Twenty-three years ago I was one such person, 22 years of age, very kind-hearted, impressionable, naïve to the trappings of the world. In 1985, the year that would change my life for years to come, I was duped into committing a crime, and before I knew it my life had begun to change forever. Having landed the in the Federal Corrections System, it would be almost 11 years later before I’d have another opportunity to resume ordinary life and be together again with my family. But that very time wrought many newfound experiences upon my then-young, impressionable mind. Many of these experiences would later serve as scars that would remain to serve as reminders to me of deeply imbedded emotional wounds.

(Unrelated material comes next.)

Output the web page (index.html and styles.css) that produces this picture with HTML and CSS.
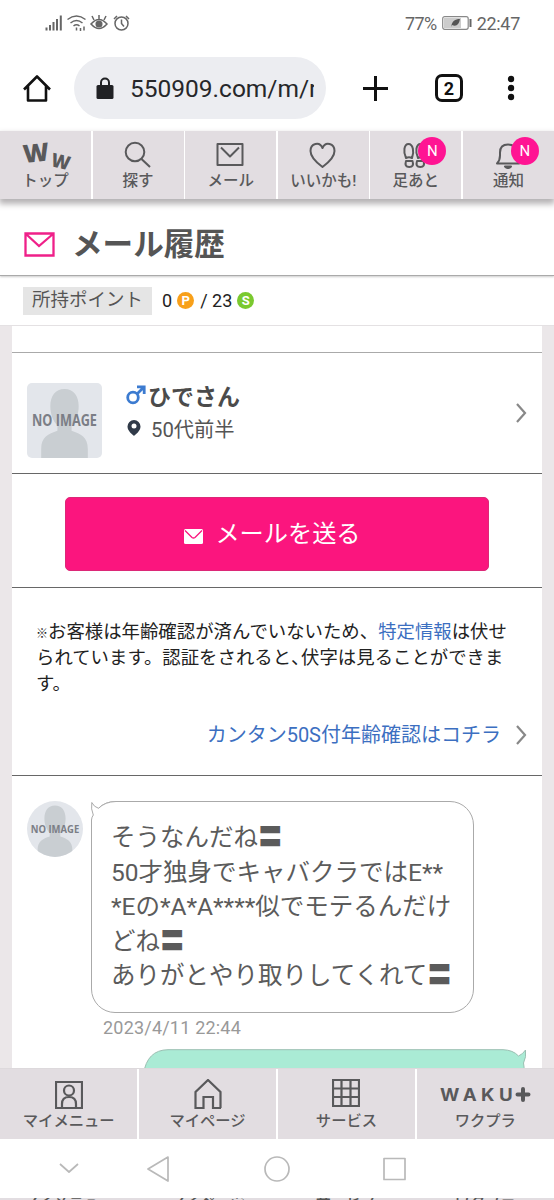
FILE: index.html
```html
<!DOCTYPE html>
<html lang="ja">
<head>
<meta charset="utf-8">
<title>メール履歴</title>
<link rel="stylesheet" href="styles.css">
</head>
<body>
<svg width="0" height="0" class="defs">
  <symbol id="person" viewBox="0 0 74 74">
    <rect width="74" height="74" fill="#e3e6eb"/>
    <path d="M37 6c-9 0-14 7-14 17 0 8 3 15 7 19v5c-9 3-16 6-16 18v9h46v-9c0-12-7-15-16-18v-5c4-4 7-11 7-19 0-10-5-17-14-17z" fill="#c9ced2"/>
    <text x="5" y="42" textLength="64" lengthAdjust="spacingAndGlyphs" class="no-image">NO IMAGE</text>
  </symbol>
</svg>
<div class="phone">
  <header class="status">
    <svg class="signals" width="86" height="18" viewBox="0 0 86 18" fill="none" stroke="#666" stroke-width="1.5">
      <path d="M1.500 13.500v3M5 11v5.500M8.500 8v8.500M12 5v11.500M15.800 1.500v15" stroke-width="2"/>
      <path d="M22.500 5.500q9-7 18 0M25.500 9q6-5 12 0M28.500 12q3-2.500 6 0"/><path d="M31.500 13.500v3M35.500 14v3M39 12.500v4"/>
      <path d="M46 10q8-9 16 0-8 9-16 0zM54 5V1M49 6l-2-4M59 6l2-4"/><circle cx="54" cy="10" r="2.800" fill="#666"/>
      <circle cx="76.500" cy="9.500" r="6.500"/><path d="M76.500 5.500v4l2.500 3M69 5l3-3M84 5l-3-3"/>
    </svg>
    <div class="power"><span class="percent">77%</span>
      <svg width="30" height="14" viewBox="0 0 30 14"><rect x=".7" y=".7" width="25.500" height="12.600" rx="2" fill="#fff" stroke="#888" stroke-width="1.200"/><path d="M2 2h17v10H2z" fill="#ccc"/><path d="M9 11c1-6 4-8 9-8-1 6-4 8-8 6z" fill="#555"/><path d="M28.500 3v8" stroke="#666" stroke-width="2"/></svg>
      <span class="clock">22:47</span></div>
  </header>
  <div class="browser">
    <svg class="home" width="28" height="28" viewBox="0 0 28 28" fill="none" stroke="#111" stroke-width="2.600" stroke-linejoin="round"><path d="M1 15.500L14 2.500 27 15.500M5 12v14.500h18V12"/></svg>
    <div class="address">
      <svg width="18" height="23" viewBox="0 0 18 23"><rect x=".5" y="8" width="17" height="14" rx="1.500" fill="#202124"/><path d="M5 9V5.500a4 4 0 0 1 8 0V9" fill="none" stroke="#202124" stroke-width="2"/></svg>
      <span class="url">550909.com/m/r</span>
    </div>
    <svg class="plus" width="25" height="25" viewBox="0 0 25 25" stroke="#111" stroke-width="3"><path d="M12.500 0v25M0 12.500h25"/></svg>
    <div class="count">2</div>
    <svg class="dots" width="8" height="26" viewBox="0 0 8 26" fill="#111"><circle cx="4" cy="4" r="3.200"/><circle cx="4" cy="13" r="3.200"/><circle cx="4" cy="22" r="3.200"/></svg>
  </div>
  <nav class="tabs">
    <div class="tab"><svg class="ww" viewBox="0 0 50 29"><text transform="translate(3 23) rotate(-6)" font-size="25" textLength="26" lengthAdjust="spacingAndGlyphs">W</text><text transform="translate(29 26) rotate(13)" font-size="19" textLength="19" lengthAdjust="spacingAndGlyphs">W</text></svg><span class="w-top">トップ</span></div>
    <div class="tab"><svg viewBox="0 0 50 29"><circle cx="22" cy="12" r="9.300"/><path d="M28.500 19l8.500 8"/></svg><span>探す</span></div>
    <div class="tab"><svg viewBox="0 0 50 29"><rect x="11.500" y="4" width="25" height="21"/><path d="M15 7.500l9 9 9-9"/></svg><span class="w-mail">メール</span></div>
    <div class="tab"><svg viewBox="0 0 50 29"><path d="M24.500 27C15 20 12.500 15.500 12.500 11c0-7.500 9-10 12-3 3-7 12-4.500 12 3 0 4.500-2.500 9-12 16z"/></svg><span class="w-like">いいかも!</span></div>
    <div class="tab"><svg viewBox="0 0 50 29"><path d="M15 18c-3-6-2-14 2.500-14s6 8 3.500 14q-3-1.500-6 0zM27 18c-3-6-2-14 2.500-14s6 8 3.500 14q-3-1.500-6 0zM15 21h6.500q2 6-3.200 6t-3.300-6zM26 21h6.500q2 6-3.200 6t-3.300-6z"/></svg><span>足あと</span><b class="badge">N</b></div>
    <div class="tab"><svg viewBox="0 0 50 29"><path d="M14 23.500q3-3 3-8v-3q0-8 8-8t8 8v3q0 5 3 8z"/><path d="M22 26.500h6q-3 3-6 0z" fill="#59595b"/></svg><span>通知</span><b class="badge">N</b></div>
  </nav>
  <div class="title">
    <svg width="31" height="25" viewBox="0 0 31 25" fill="none" stroke="#ef2089" stroke-width="2.300"><path d="M1.500 1.500h28v22h-28zM2 2l13 12L29 2"/></svg>
    <h1>メール履歴</h1>
  </div>
  <div class="points"><span class="tag">所持ポイント</span><span>0</span><b class="coin">P</b><span>/ 23</span><b class="coin green">S</b></div>
  <main class="page">
    <div class="sheet">
      <div class="lead"></div>
      <section class="profile">
        <svg class="avatar" viewBox="0 0 74 74"><use href="#person"/></svg>
        <div class="who">
          <div class="name"><svg width="20" height="20" viewBox="0 0 20 20" fill="none" stroke="#3c7bd0" stroke-width="2.800"><circle cx="7" cy="12.500" r="5.300"/><path d="M11 9l7-7M11 1.800h7.200V9"/></svg><strong>ひでさん</strong></div>
          <div class="age"><svg width="16" height="18" viewBox="0 0 15 18"><path d="M7.500 1a6.500 6.500 0 0 1 6.500 6.500C14 12 9 15.500 7.500 17 6 15.500 1 12 1 7.500A6.500 6.500 0 0 1 7.500 1z" fill="#303a49"/><circle cx="7.500" cy="7" r="2.500" fill="#fff"/></svg><span>50代前半</span></div>
        </div>
        <svg class="chevron" viewBox="0 0 12 20"><path d="M2 1l8 9-8 9"/></svg>
      </section>
      <section class="send"><div class="button"><svg width="19" height="15" viewBox="0 0 19 15"><rect width="19" height="15" rx="1.500" fill="#fff"/><path d="M1 1.500l7 7q1.500 1 3 0l7-7" fill="none" stroke="#fb157e" stroke-width="1.300"/></svg><span>メールを送る</span></div></section>
      <section class="notice">
        <p><span class="mark">※</span>お客様は年齢確認が済んでいないため、<a>特定情報</a>は伏せ<br>られています。認証をされると<span class="comma">、</span>伏字は見ることができま<br>す。</p>
        <div class="verify"><a>カンタン50S付年齢確認はコチラ</a><svg class="chevron" viewBox="0 0 12 20"><path d="M2 1l8 9-8 9"/></svg></div>
      </section>
      <section class="chat">
        <svg class="face" viewBox="0 0 74 74"><use href="#person"/></svg>
        <div class="message">
          <div class="bubble"><svg class="tail" width="26" height="27" viewBox="0 0 26 27"><path d="M.5 26V19Q.7 16 2.300 14Q-.3 8 .8 1.500 3 6 7.500 7.300 14 .8 25 .5" fill="#fff" stroke="#aaa"/></svg>そうなんだね〓<br>50才独身でキャバクラではE**<br>*Eの*A*A****似でモテるんだけ<br>どね〓<br>ありがとやり取りしてくれて〓</div>
          <div class="date">2023/4/11 22:44</div>
        </div>
      </section>
      <svg class="reply" viewBox="0 0 384 22"><path d="M.5 25Q4 1 25 .7H360Q370 1 375.500 7 380 5 382.500 1 383.500 8 380.500 14 381 18 382 25" fill="#aaebd5" stroke="#9bbfb2"/></svg>
    </div>
  </main>
  <nav class="bottom">
    <div class="item"><svg viewBox="0 0 28 31"><path d="M1 3h26v26H1z"/><circle cx="14" cy="11.500" r="5"/><path d="M7 29v-4q0-7 7-7t7 7v4"/></svg><span class="w-menu">マイメニュー</span></div>
    <div class="item"><svg viewBox="0 0 28 31"><path d="M27 29h-8V18H9.500v11H1.500V13L14 1l12.500 12v16"/></svg><span class="w-page">マイページ</span></div>
    <div class="item"><svg viewBox="0 0 28 31"><path d="M1 1h26v26H1zM9.500 1v26M18.500 1v26M1 9.500h26M1 18h26"/></svg><span class="w-service">サービス</span></div>
    <div class="item"><svg class="waku" viewBox="0 0 92 31"><g transform="scale(1.100 1)"><text x="1" y="22" textLength="66" lengthAdjust="spacing">WAKU</text></g><path d="M84 10v11M78.500 15.500h11"/></svg><span class="w-plus">ワクプラ</span></div>
  </nav>
  <footer class="keys">
    <svg viewBox="0 0 554 59"><path d="M60 25l9 8 9-8M168 18l-20 12 20 12zM384 19.500h21v21h-21z"/><circle cx="277" cy="30" r="12"/></svg>
  </footer>
  <div class="peek"><span>マイメニュー</span><span>マイページ</span><span>サービス</span><span>ワクプラ</span></div>
</div>
</body>
</html>
```
FILE: styles.css
```css
* { box-sizing: border-box; }
body { margin: 0; background: #fff; font-family: Roboto, "Noto Sans CJK JP", sans-serif; color: #555; }
svg { display: block; flex: none; }
.defs { position: absolute; }
.phone { width: 554px; height: 1200px; overflow: hidden; display: flex; flex-direction: column; }
.phone > * { flex: none; }
.no-image { font: 700 15px "Open Sans", sans-serif; fill: #7b7e86; }

.status { height: 44px; padding: 2px 34px 0 45px; display: flex; align-items: center; justify-content: space-between; }
.power { display: flex; align-items: center; gap: 5px; font-size: 18px; color: #666; }
.percent { letter-spacing: -.6px; }
.clock { letter-spacing: -.3px; }

.browser { height: 87px; padding: 1px 0 0 23px; display: flex; align-items: center; }
.address { width: 252px; height: 62px; margin-left: 23px; padding-left: 22px; border-radius: 31px; background: #ecedf1; display: flex; align-items: center; }
.url { margin-left: 16px; width: 184px; overflow: hidden; white-space: nowrap; font-size: 24.500px; line-height: 34px; padding-top: 2px; color: #26272a; }
.plus { margin-left: 37px; }
.count { margin-left: 47px; width: 28px; height: 28px; border: 3px solid #111; border-radius: 7px; font-weight: 700; font-size: 18px; line-height: 23px; text-align: center; color: #111; }
.dots { margin-left: 44px; }

.tabs { height: 68px; display: grid; grid-template-columns: repeat(6, 1fr); gap: 1.500px; background: #fff; box-shadow: 0 4px 6px 1px #b5b2b4; position: relative; }
.tab { position: relative; background: #e2dde1; display: flex; flex-direction: column; align-items: center; padding-top: 9px; font-weight: 500; font-size: 15.500px; line-height: 25px; white-space: nowrap; color: #59595b; }
.tab svg { width: 50px; height: 29px; fill: none; stroke: #59595b; stroke-width: 2; stroke-linejoin: round; }
.tab .ww { fill: #59595b; stroke: none; font-family: "Open Sans", sans-serif; font-weight: 800; overflow: visible; }
.badge { position: absolute; left: 48px; top: 6px; width: 28px; height: 28px; border-radius: 50%; background: #ff1493; color: #fff; font-weight: 400; font-size: 15px; line-height: 28px; text-align: center; }

.title { height: 77px; padding: 14px 0 0 24px; display: flex; align-items: center; gap: 17px; border-bottom: 1px solid #aaa; box-shadow: 0 1px 2px #ccc; }
.title h1 { margin: 0; font-size: 30.600px; line-height: 44px; padding-top: 1px; font-weight: 700; color: #555; }
.points { height: 49px; padding-left: 23px; display: flex; align-items: center; font-size: 18px; color: #222; }
.tag { width: 129px; height: 28px; margin-right: 10px; background: #e5e5e5; text-align: center; line-height: 27px; font-size: 18.500px; color: #555; }
.coin { width: 17px; height: 17px; border-radius: 50%; margin: 0 6px 0 5px; background: #f8a01a; color: #fff; font-size: 13px; line-height: 17px; text-align: center; }
.green { background: #7ac92f; }

.page { height: 743px; padding: 0 12px; background: #ebe7e9; border-top: 1px solid #e4e1e3; overflow: hidden; }
.sheet { height: 742px; background: #fff; display: flex; flex-direction: column; }
.sheet > * { flex: none; }
.lead { height: 27px; border-bottom: 1.500px solid #aaa; }
.profile { height: 121px; padding: 0 15px; display: flex; align-items: center; border-bottom: 1.500px solid #676767; }
.avatar { width: 75px; height: 75px; border-radius: 5px; margin-top: 15px; }
.who { margin: -3px 0 0 24px; flex: 1; }
.name { display: flex; align-items: center; gap: 2px; height: 33px; font-size: 23px; color: #4b4b4b; }
.age { display: flex; align-items: center; gap: 9px; height: 34px; font-size: 20.300px; }
.chevron { width: 12px; height: 20px; fill: none; stroke: #888; stroke-width: 2.200; }
.send { height: 114px; padding: 23px 53px 0; border-bottom: 1.500px solid #676767; }
.button { height: 74px; padding-right: 9px; border-radius: 5px; background: #fb157e; border: 1px solid #dc2877; display: flex; align-items: center; justify-content: center; gap: 12px; color: #fff; font-size: 24.200px; line-height: 40px; }
.button svg { margin-top: 4px; }
.notice { height: 188px; padding: 31px 15px 0 24px; border-bottom: 1.500px solid #676767; }
.notice p { margin: 0; height: 78px; font-size: 18.400px; line-height: 26px; color: #222; white-space: nowrap; }
.mark { font-size: 12px; line-height: 1; }
.comma { letter-spacing: -8.400px; }
.notice a { color: #3c6fc1; }
.verify { display: flex; justify-content: flex-end; align-items: center; gap: 14px; margin-top: 21px; font-size: 20px; line-height: 34px; }

.chat { display: flex; padding: 25px 0 0 15px; }
.face { width: 56px; height: 56px; border-radius: 50%; }
.message { margin-left: 8px; }
.bubble { position: relative; width: 383px; height: 212px; border: 1.300px solid #aaa; border-radius: 24px; padding: 19px 0 0 19px; font-size: 24.500px; line-height: 34.500px; white-space: nowrap; color: #5b5b5b; }
.tail { position: absolute; left: -1px; top: -1px; }
.date { margin: 3px 0 0 12px; font-size: 18px; line-height: 24px; letter-spacing: .2px; color: #999; }
.reply { width: 384px; height: 22px; margin: 9px 0 0 131px; }

.bottom { height: 71px; display: grid; grid-template-columns: repeat(4, 1fr); gap: 1.500px; background: #fff; border-top: 1px solid #ddd9dc; }
.item { background: #e2dde1; display: flex; flex-direction: column; align-items: center; padding-top: 10px; font-size: 15.300px; font-weight: 500; line-height: 22px; color: #59595b; white-space: nowrap; }
.item svg { width: 28px; height: 31px; fill: none; stroke: #59595b; stroke-width: 2.200; }
.item .waku { width: 92px; stroke-width: 4; stroke-linecap: round; }
.waku text { font: 700 17px Inter, sans-serif; fill: #59595b; stroke: none; }
.keys { height: 59px; background: #fff; }
.keys svg { width: 554px; height: 59px; fill: none; stroke: #b9b9b9; stroke-width: 1.700; stroke-linejoin: round; }
.peek { height: 2px; overflow: hidden; display: grid; grid-template-columns: repeat(4, 1fr); gap: 1.500px; background: #e2dde1; text-align: center; font-size: 15.300px; line-height: 8px; font-weight: 500; }
```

I was raised in northern California, the son of a gifted minister and a devout Christian mother. One would think this environment should have contained all the makings for well-reared children whose subsequent lives would remain unblemished. However this was not the case with me, for as gifted and talented a minister though my father was, and though he could preach a sermon that would stir the soul of the strongest atheist and bring folks to tears, as I witnessed on many occasions as a youth, he wasn’t rightfully prepared for the responsibilities of fatherhood. I felt closest to him as a youth; I was his first-born son and everyone around me knew it. I was raised in a stable home, and looking back I realized my parents did the best job of rearing us they knew how at that time. It wasn’t until I was much older and had been incarcerated for a few years that I’d realize how much preparation for life I hadn’t received.
I came to understand that despite growing up with both parents at home, I’d never developed a truly personal and meaningful relationship with my father. To this day, I know very little of my father’s childhood, teen-age or young adulthood; he never shared his childhood stories with me. It seemed to me the older he became, the more distant he grew and the more disconnected from involved fatherhood. Being raised in “Mr. Roger’s Neighborhood” stained me with a sort of naiveté about life beyond the bubble I knew. As a child I had no clue how ugly people could be and as a teenager, looking back, I was a bit too trusting. This would later be my downfall that would lead to my physical hiatus.